A consortium of national media and marketing associations has developed an online destination where you can opt-out of being targeted by online advertisements designed to track your surfing behaviors. Based on the Self-Regulatory Principles for Online Behavioral Advertising of 2009, the group seeks to educate consumers and hold advertisers accountable for annoying and potentially privacy trampling practices.
Online behavioral advertising is when you visit a page or online retailer and it stores your interests, likes, and Internet surfing habits and that information shows up in other online places. For example, if you visit Amazon.com, locate pricing for a specific product and then visit a totally unrelated news web site, an ad containing your previous search will display. Another example is when you visit a technology site focused on something like System Center and then go to read an article on breaking news, a System Center-related advertisement will show on the page's header banner. It's spooky, for sure, but for smart advertisers, it's a key advantage.

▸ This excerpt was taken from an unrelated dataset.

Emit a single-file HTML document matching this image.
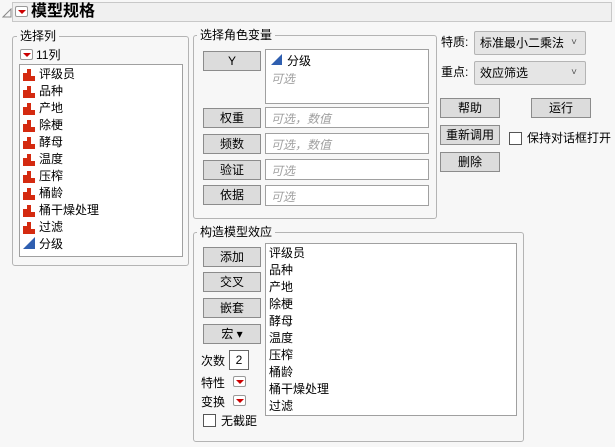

If you're like me and this really creeps you out, the Digital Advertising Alliance's (DAA) Self-Regulatory Program for Online Behavioral Advertising web site is for you. Or, if you'd love to just minimize the number of advertisements you are accosted by each day, the new resource should help.
You can drop out to the site, select from a list of participating companies, and opt-out of their targeted advertisements. There's also a nice big button to opt-out of all advertisements at once.
There's currently 84 companies participating including some of the well-known offenders like Amazon, Facebook, Google, and Microsoft.
The opt-out page is located here: Opt out from online behavioral advertising
Ironically, the opt-out page requires that your browser is able to accept third party cookies.